The correlation between events in the Strait of Hormuz and the cost of living in Nairobi is direct and severe. Kenya imports a significant percentage of its refined fuel requirements from the Gulf region. Any disruption in shipping schedules or a spike in global oil prices results in an immediate increase in the Landed Cost of petroleum products.
This increase invariably hits the Kenyan consumer at the pump. Since fuel is a key input for transport, manufacturing, and agricultural logistics, the inflationary pressure is compounded across the entire value chain. A rise in the cost of transport leads to higher food prices, which further erodes the purchasing power of the average Kenyan household.

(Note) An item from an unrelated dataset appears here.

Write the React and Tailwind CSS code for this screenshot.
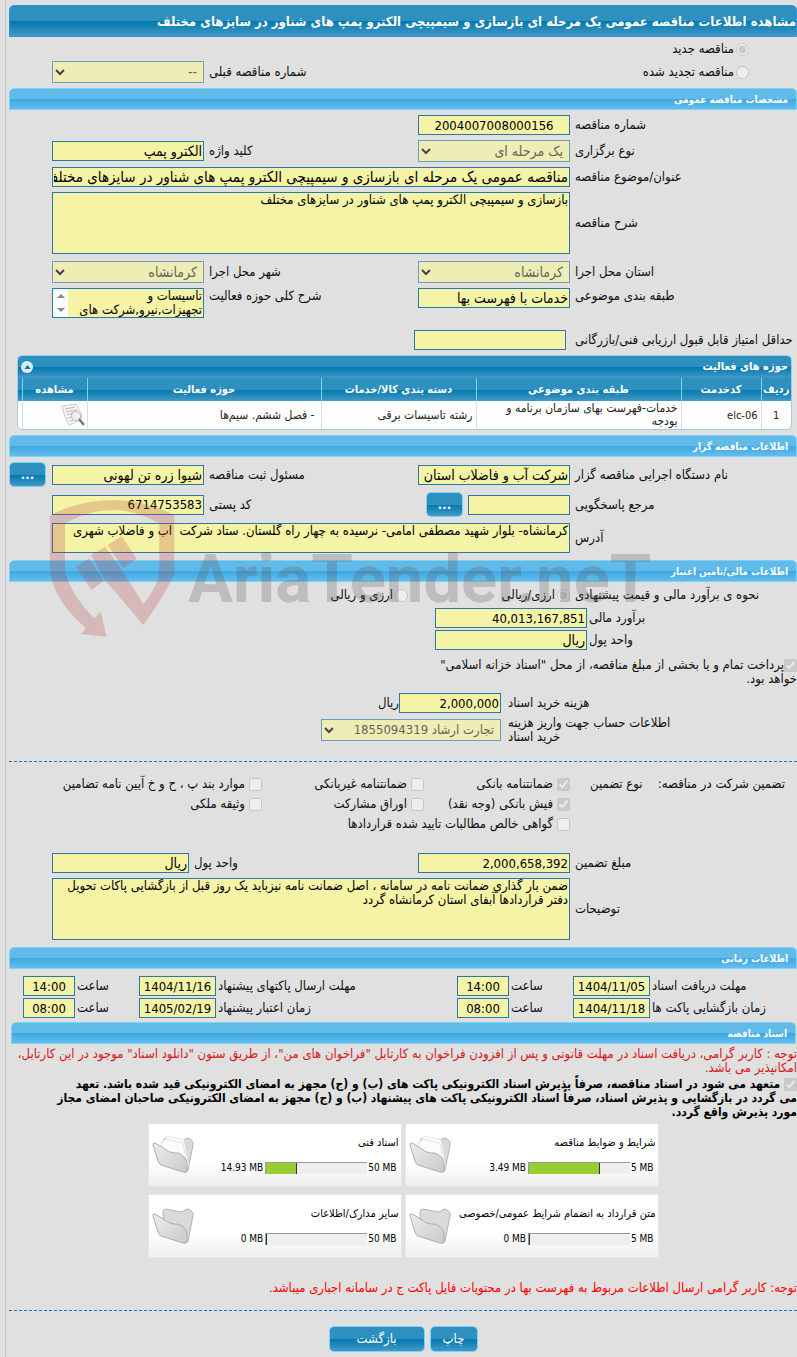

This incident exposes the vulnerability of Kenya’s energy policy, which has lacked a robust long-term diversification strategy. With the potential for recurring volatility in the Middle East, reliance on a single, unstable shipping corridor is a precarious stance for any developing nation. Analysts suggest that the government must accelerate the development of strategic petroleum reserves and explore alternative energy partnerships that do not tether the economy so tightly to the fluctuating security landscape of the Gulf.
Furthermore, there is an urgent need to expedite the regional integration of energy logistics, including the potential for pipeline expansions that could diversify supply routes. As the situation in the Strait of Hormuz evolves, Kenya’s policymakers will be under immense pressure to navigate this crisis, ensuring that the lights stay on and the transport sector remains functional without imposing unsustainable costs on the citizenry.
The events in the Gulf today are a harsh lesson in geopolitical reality. For Kenya, the challenge of the next few months will be to shield the domestic economy from a storm that is brewing thousands of kilometers away, yet feels as close as the local fuel pump.